Others included euro and Swiss franc green bonds for Swedbank and Severn Trent, respectively.
Americas acceleration
The nature theme was an important dimension of BNPP’s progress in the Americas during the year, with two of its blue transactions placed for Latin American multilateral development banks. In May it was blue coordinator and lead manager on a €30m inaugural blue bond for the Central American Bank for Economic Integration that finances a “sustainable recovery programme” for Lake Yojoa, the largest in Honduras.
The following month it arranged a €100m blue bond for Development Bank of Latin America and the Caribbean (CAF) – to finance ecosystem protection and adaptation in Brazil and Ecuador. The UN Development Programme was a technical adviser on the deal, which BNPP’s Cardif insurance arm bought.
CAF lauded BNPP’s support, which also covered the development lender’s first sustainable finance framework, its €1.5bn inaugural sustainability bond and it becoming the first Latin American/Caribbean institution elected to the executive committee of ICMA’s sustainable finance principles.

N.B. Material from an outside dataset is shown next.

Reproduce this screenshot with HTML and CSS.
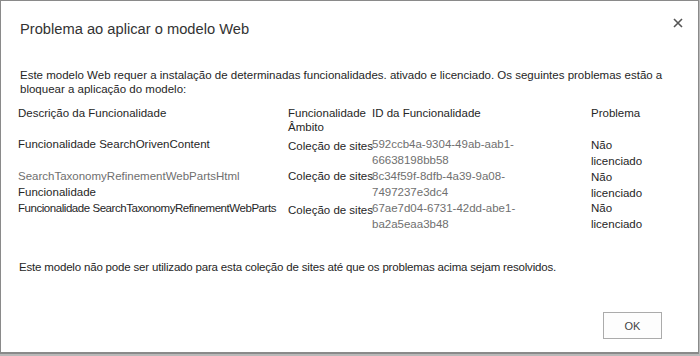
FILE: index.html
```html
<!DOCTYPE html>
<html lang="pt">
<head>
<meta charset="utf-8">
<link rel="stylesheet" href="styles.css">
</head>
<body>
<div class="dialog">
  <div class="header">
    <h1 class="title">Problema ao aplicar o modelo Web</h1>
    <button class="close" aria-label="Fechar">
      <svg width="10" height="10" viewBox="0 0 10 10"><path d="M1 1L9 9M9 1L1 9" stroke="#555" stroke-width="1.6"/></svg>
    </button>
  </div>
  <p class="intro">Este modelo Web requer a instalação de determinadas funcionalidades. ativado e licenciado. Os seguintes problemas estão a bloquear a aplicação do modelo:</p>
  <div class="grid">
    <div class="cell hd">Descrição da Funcionalidade</div>
    <div class="cell hd">Funcionalidade<br>Âmbito</div>
    <div class="cell hd">ID da Funcionalidade</div>
    <div class="cell hd">Problema</div>

    <div class="cell">Funcionalidade SearchOrivenContent</div>
    <div class="cell scope low">Coleção de sites</div>
    <div class="cell guid">592ccb4a-9304-49ab-aab1-<br>66638198bb58</div>
    <div class="cell low1">Não<br>licenciado</div>

    <div class="cell"><span class="grey">SearchTaxonomyRefinementWebPartsHtml</span><br>Funcionalidade</div>
    <div class="cell scope">Coleção de sites</div>
    <div class="cell guid">8c34f59f-8dfb-4a39-9a08-<br>7497237e3dc4</div>
    <div class="cell low1">Não<br>licenciado</div>

    <div class="cell cond">Funcionalidade SearchTaxonomyRefinementWebParts</div>
    <div class="cell scope low">Coleção de sites</div>
    <div class="cell guid">67ae7d04-6731-42dd-abe1-<br>ba2a5eaa3b48</div>
    <div class="cell">Não<br>licenciado</div>
  </div>
  <p class="footer-text">Este modelo não pode ser utilizado para esta coleção de sites até que os problemas acima sejam resolvidos.</p>
  <div class="actions">
    <button class="ok">OK</button>
  </div>
</div>
</body>
</html>
```
FILE: styles.css
```css
html, body {
  margin: 0;
  padding: 0;
  background: #b9b9b9;
}
body {
  width: 700px;
  height: 356px;
  overflow: hidden;
  font-family: "Liberation Sans", Arial, sans-serif;
  color: #262626;
}
.dialog {
  box-sizing: border-box;
  width: 699px;
  height: 354px;
  background: #fff;
  border: 1px solid #8a8a8a;
  border-bottom: 2px solid #8a8a8a;
  padding: 0 0 0 19px;
  display: flex;
  flex-direction: column;
}
.header {
  display: flex;
  justify-content: space-between;
  align-items: flex-start;
  padding-top: 19px;
}
.title {
  margin: 0;
  font-size: 14.7px;
  font-weight: normal;
  line-height: 19px;
  color: #333;
}
.close {
  border: 0;
  background: none;
  padding: 0;
  margin: -2px 15px 0 0;
  width: 10px;
  height: 10px;
  display: flex;
}
.intro {
  margin: 29px 30px 0 0;
  font-size: 11.5px;
  line-height: 14px;
  color: #262626;
}
.grid {
  display: grid;
  grid-template-columns: 270px 84px 219px 100px;
  grid-auto-rows: 32px;
  grid-template-rows: 30px;
  margin: 10px 0 0 -2px;
  font-size: 11.5px;
  line-height: 16px;
  color: #262626;
}
.cell {
  white-space: nowrap;
}
.hd {
  line-height: 14px;
}
.guid {
  color: #6f6f6f;
}
.grey { color: #6f6f6f; }
.low { padding-top: 2px; }
.low1 { padding-top: 1px; }
.cond {
  letter-spacing: -0.45px;
}
.footer-text {
  margin: 28px 0 0 -1px;
  font-size: 11.5px;
  line-height: 14px;
  letter-spacing: -0.18px;
  color: #262626;
}
.actions {
  display: flex;
  justify-content: flex-end;
  padding: 38px 36px 0 0;
}
.ok {
  width: 59px;
  height: 27px;
  border: 1px solid #ababab;
  background: #fdfdfd;
  font-family: "Liberation Sans", Arial, sans-serif;
  font-size: 11px;
  color: #444;
  padding: 0;
}
```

The bank “consistently provided top-tier advice, insightful feedback and extensive knowledge sharing", said Manuel Valdez, capital markets and derivatives director at CAF.
BNPP was also blue bond coordinator on a SFr100m (US$125m) five-year for Banco del Estado de Chile.
Other highlights in the region include roles as structuring co-adviser for Snam’s US$2bn SLB, the first to incorporate net-zero emissions targets across Scopes 1, 2 and 3, and as bookrunner for RWE’s US$1bn green bond.
Overall, BNPP stood out as one of the region’s strongest league table performers over the year. It rose to seventh place for ESG bonds in the Americas, according to LSEG data, and was less than US$200m behind third place, compared with 13th a year earlier.
Moreover, it ranked first in Latin America, the data show. Its bookrunner assignments included a €1.7bn social bond for Chile; US$1.5bn and £750m sustainability bonds for Cabei; and US$700m for Brazil’s Caixa Economica Federal that marked the Americas’ first public social inclusion bond.